▸ Task details:
Copy the data that follows, character for character, minus the pictures.
── Available data ──
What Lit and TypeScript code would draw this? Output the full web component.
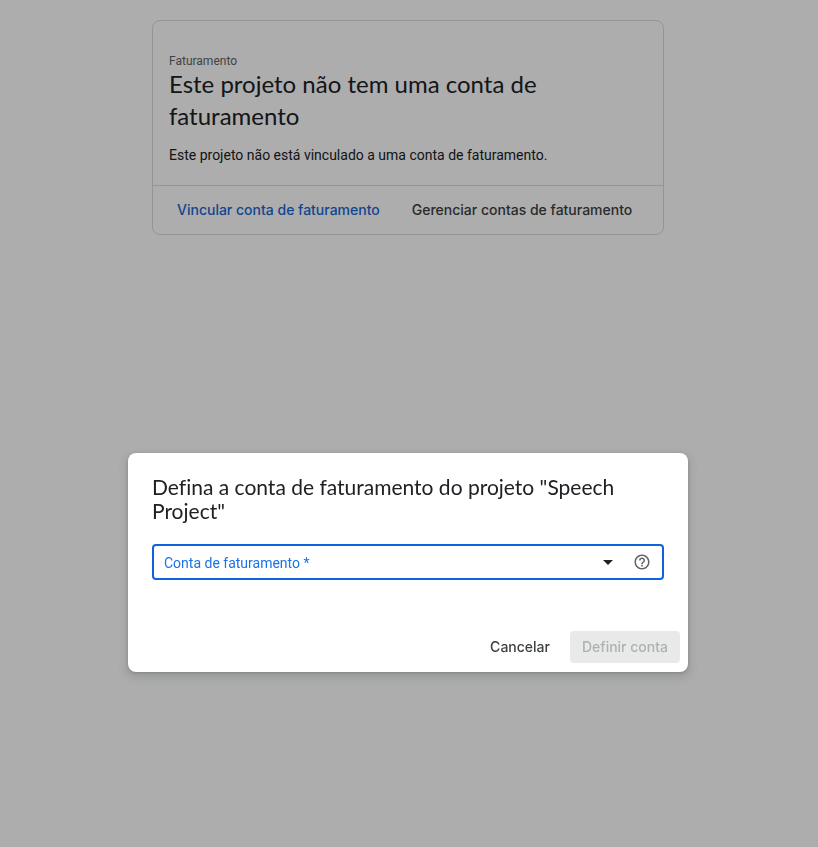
import { LitElement, html, css } from "lit";
import { customElement } from "lit/decorators.js";

@customElement("billing-card")
class BillingCard extends LitElement {
  static styles = css`
    :host {
      display: block;
      width: 100%;
      max-width: 512px;
      box-sizing: border-box;
      border: 1px solid #dadce0;
      border-radius: 8px;
      color: #202124;
    }
    .body {
      padding: 33px 16px 20px;
    }
    .eyebrow {
      margin: 0;
      font-size: 12px;
      line-height: 14px;
      color: #5f6368;
    }
    .title {
      margin: 0 0 13px;
      font: 400 24px/32px "Google Sans", Lato, sans-serif;
    }
    .text {
      margin: 0;
      font-size: 14px;
      line-height: 20px;
    }
    .actions {
      display: flex;
      flex-wrap: wrap;
      gap: 8px;
      padding: 8px 12px;
      border-top: 1px solid #dadce0;
    }
    .action {
      padding: 0 12px;
      border: 0;
      background: none;
      color: #3c4043;
      font: 500 14px/32px "Google Sans", Inter, sans-serif;
    }
    .primary {
      color: #1967d2;
    }
  `;

  render() {
    return html`
      <div class="body">
        <p class="eyebrow">Faturamento</p>
        <h1 class="title">Este projeto não tem uma conta de faturamento</h1>
        <p class="text">Este projeto não está vinculado a uma conta de faturamento.</p>
      </div>
      <div class="actions">
        <button class="action primary">Vincular conta de faturamento</button>
        <button class="action">Gerenciar contas de faturamento</button>
      </div>
    `;
  }
}

@customElement("account-dialog")
class AccountDialog extends LitElement {
  static styles = css`
    :host {
      display: block;
      width: 100%;
      max-width: 560px;
      box-sizing: border-box;
      padding: 22px 8px 9px;
      border-radius: 8px;
      background: #fff;
      box-shadow: 0 1px 3px rgba(60, 64, 67, 0.3), 0 4px 8px 3px rgba(60, 64, 67, 0.15);
      color: #202124;
    }
    .title {
      margin: 0 16px 21px;
      font: 400 21px/24px "Google Sans", Lato, sans-serif;
      font-variant-ligatures: none;
    }
    .field {
      display: flex;
      align-items: center;
      height: 32px;
      margin: 0 16px;
      border: 2px solid #1062dc;
      border-radius: 4px;
    }
    .picker {
      flex: 1;
      display: grid;
      grid-template-columns: 1fr 24px;
      align-items: center;
      height: 100%;
    }
    .label {
      grid-area: 1 / 1;
      padding: 2px 0 0 10px;
      font-size: 14px;
      line-height: 20px;
      color: #1a73e8;
      pointer-events: none;
      z-index: 1;
    }
    .select {
      grid-area: 1 / 1 / 2 / 3;
      width: 100%;
      height: 100%;
      padding: 0 10px;
      border: 0;
      outline: 0;
      appearance: none;
      background: none;
      font: inherit;
    }
    .arrow {
      grid-area: 1 / 2;
      width: 24px;
      height: 24px;
      pointer-events: none;
    }
    .help {
      display: flex;
      margin: 0 11px 0 13px;
      padding: 0;
      border: 0;
      background: none;
    }
    .buttons {
      display: flex;
      justify-content: flex-end;
      gap: 8px;
      margin-top: 51px;
    }
    .button {
      padding: 0 12px;
      border: 0;
      border-radius: 4px;
      background: none;
      color: #3c4043;
      font: 500 14px/32px "Google Sans", Inter, sans-serif;
    }
    .button:disabled {
      background: #e8eaea;
      color: #afb1b1;
    }
  `;

  render() {
    return html`
      <h2 class="title">Defina a conta de faturamento do projeto "Speech Project"</h2>
      <div class="field">
        <div class="picker">
          <label class="label" for="account">Conta de faturamento *</label>
          <select class="select" id="account" required>
            <option value=""></option>
          </select>
          <svg class="arrow" viewBox="0 0 24 24" aria-hidden="true">
            <path d="M7 10h10l-5 5z" fill="#202124" />
          </svg>
        </div>
        <button class="help" aria-label="Ajuda">
          <svg width="18" height="18" viewBox="0 0 24 24" aria-hidden="true">
            <path
              fill="#5f6368"
              d="M11 18h2v-2h-2v2zm1-16C6.48 2 2 6.48 2 12s4.480 10 10 10 10-4.480 10-10S17.520 2 12 2zm0 18c-4.410 0-8-3.590-8-8s3.590-8 8-8 8 3.590 8 8-3.590 8-8 8zm0-14c-2.210 0-4 1.790-4 4h2c0-1.100.9-2 2-2s2 .9 2 2c0 2-3 1.750-3 5h2c0-2.250 3-2.500 3-5 0-2.210-1.790-4-4-4z"
            />
          </svg>
        </button>
      </div>
      <div class="buttons">
        <button class="button">Cancelar</button>
        <button class="button" disabled>Definir conta</button>
      </div>
    `;
  }
}

@customElement("app-root")
class AppRoot extends LitElement {
  static styles = css`
    :host {
      display: block;
      min-height: 100vh;
      background: #fff;
      font-family: Roboto, sans-serif;
    }
    .page {
      display: flex;
      justify-content: center;
      padding: 20px 2px 20px 0;
    }
    .overlay {
      position: fixed;
      inset: 0;
      display: flex;
      justify-content: center;
      align-items: flex-start;
      padding: 453px 2px 0 0;
      background: rgba(0, 0, 0, 0.32);
    }
  `;

  render() {
    return html`
      <main class="page"><billing-card></billing-card></main>
      <div class="overlay">
        <account-dialog role="dialog" aria-modal="true" aria-label="Definir conta de faturamento"></account-dialog>
      </div>
    `;
  }
}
───
▸ Solution:
What Lit and TypeScript code would draw this? Output the full web component.
import { LitElement, html, css } from "lit";
import { customElement } from "lit/decorators.js";

@customElement("billing-card")
class BillingCard extends LitElement {
  static styles = css`
    :host {
      display: block;
      width: 100%;
      max-width: 512px;
      box-sizing: border-box;
      border: 1px solid #dadce0;
      border-radius: 8px;
      color: #202124;
    }
    .body {
      padding: 33px 16px 20px;
    }
    .eyebrow {
      margin: 0;
      font-size: 12px;
      line-height: 14px;
      color: #5f6368;
    }
    .title {
      margin: 0 0 13px;
      font: 400 24px/32px "Google Sans", Lato, sans-serif;
    }
    .text {
      margin: 0;
      font-size: 14px;
      line-height: 20px;
    }
    .actions {
      display: flex;
      flex-wrap: wrap;
      gap: 8px;
      padding: 8px 12px;
      border-top: 1px solid #dadce0;
    }
    .action {
      padding: 0 12px;
      border: 0;
      background: none;
      color: #3c4043;
      font: 500 14px/32px "Google Sans", Inter, sans-serif;
    }
    .primary {
      color: #1967d2;
    }
  `;

  render() {
    return html`
      <div class="body">
        <p class="eyebrow">Faturamento</p>
        <h1 class="title">Este projeto não tem uma conta de faturamento</h1>
        <p class="text">Este projeto não está vinculado a uma conta de faturamento.</p>
      </div>
      <div class="actions">
        <button class="action primary">Vincular conta de faturamento</button>
        <button class="action">Gerenciar contas de faturamento</button>
      </div>
    `;
  }
}

@customElement("account-dialog")
class AccountDialog extends LitElement {
  static styles = css`
    :host {
      display: block;
      width: 100%;
      max-width: 560px;
      box-sizing: border-box;
      padding: 22px 8px 9px;
      border-radius: 8px;
      background: #fff;
      box-shadow: 0 1px 3px rgba(60, 64, 67, 0.3), 0 4px 8px 3px rgba(60, 64, 67, 0.15);
      color: #202124;
    }
    .title {
      margin: 0 16px 21px;
      font: 400 21px/24px "Google Sans", Lato, sans-serif;
      font-variant-ligatures: none;
    }
    .field {
      display: flex;
      align-items: center;
      height: 32px;
      margin: 0 16px;
      border: 2px solid #1062dc;
      border-radius: 4px;
    }
    .picker {
      flex: 1;
      display: grid;
      grid-template-columns: 1fr 24px;
      align-items: center;
      height: 100%;
    }
    .label {
      grid-area: 1 / 1;
      padding: 2px 0 0 10px;
      font-size: 14px;
      line-height: 20px;
      color: #1a73e8;
      pointer-events: none;
      z-index: 1;
    }
    .select {
      grid-area: 1 / 1 / 2 / 3;
      width: 100%;
      height: 100%;
      padding: 0 10px;
      border: 0;
      outline: 0;
      appearance: none;
      background: none;
      font: inherit;
    }
    .arrow {
      grid-area: 1 / 2;
      width: 24px;
      height: 24px;
      pointer-events: none;
    }
    .help {
      display: flex;
      margin: 0 11px 0 13px;
      padding: 0;
      border: 0;
      background: none;
    }
    .buttons {
      display: flex;
      justify-content: flex-end;
      gap: 8px;
      margin-top: 51px;
    }
    .button {
      padding: 0 12px;
      border: 0;
      border-radius: 4px;
      background: none;
      color: #3c4043;
      font: 500 14px/32px "Google Sans", Inter, sans-serif;
    }
    .button:disabled {
      background: #e8eaea;
      color: #afb1b1;
    }
  `;

  render() {
    return html`
      <h2 class="title">Defina a conta de faturamento do projeto "Speech Project"</h2>
      <div class="field">
        <div class="picker">
          <label class="label" for="account">Conta de faturamento *</label>
          <select class="select" id="account" required>
            <option value=""></option>
          </select>
          <svg class="arrow" viewBox="0 0 24 24" aria-hidden="true">
            <path d="M7 10h10l-5 5z" fill="#202124" />
          </svg>
        </div>
        <button class="help" aria-label="Ajuda">
          <svg width="18" height="18" viewBox="0 0 24 24" aria-hidden="true">
            <path
              fill="#5f6368"
              d="M11 18h2v-2h-2v2zm1-16C6.48 2 2 6.48 2 12s4.480 10 10 10 10-4.480 10-10S17.520 2 12 2zm0 18c-4.410 0-8-3.590-8-8s3.590-8 8-8 8 3.590 8 8-3.590 8-8 8zm0-14c-2.210 0-4 1.790-4 4h2c0-1.100.9-2 2-2s2 .9 2 2c0 2-3 1.750-3 5h2c0-2.250 3-2.500 3-5 0-2.210-1.790-4-4-4z"
            />
          </svg>
        </button>
      </div>
      <div class="buttons">
        <button class="button">Cancelar</button>
        <button class="button" disabled>Definir conta</button>
      </div>
    `;
  }
}

@customElement("app-root")
class AppRoot extends LitElement {
  static styles = css`
    :host {
      display: block;
      min-height: 100vh;
      background: #fff;
      font-family: Roboto, sans-serif;
    }
    .page {
      display: flex;
      justify-content: center;
      padding: 20px 2px 20px 0;
    }
    .overlay {
      position: fixed;
      inset: 0;
      display: flex;
      justify-content: center;
      align-items: flex-start;
      padding: 453px 2px 0 0;
      background: rgba(0, 0, 0, 0.32);
    }
  `;

  render() {
    return html`
      <main class="page"><billing-card></billing-card></main>
      <div class="overlay">
        <account-dialog role="dialog" aria-modal="true" aria-label="Definir conta de faturamento"></account-dialog>
      </div>
    `;
  }
}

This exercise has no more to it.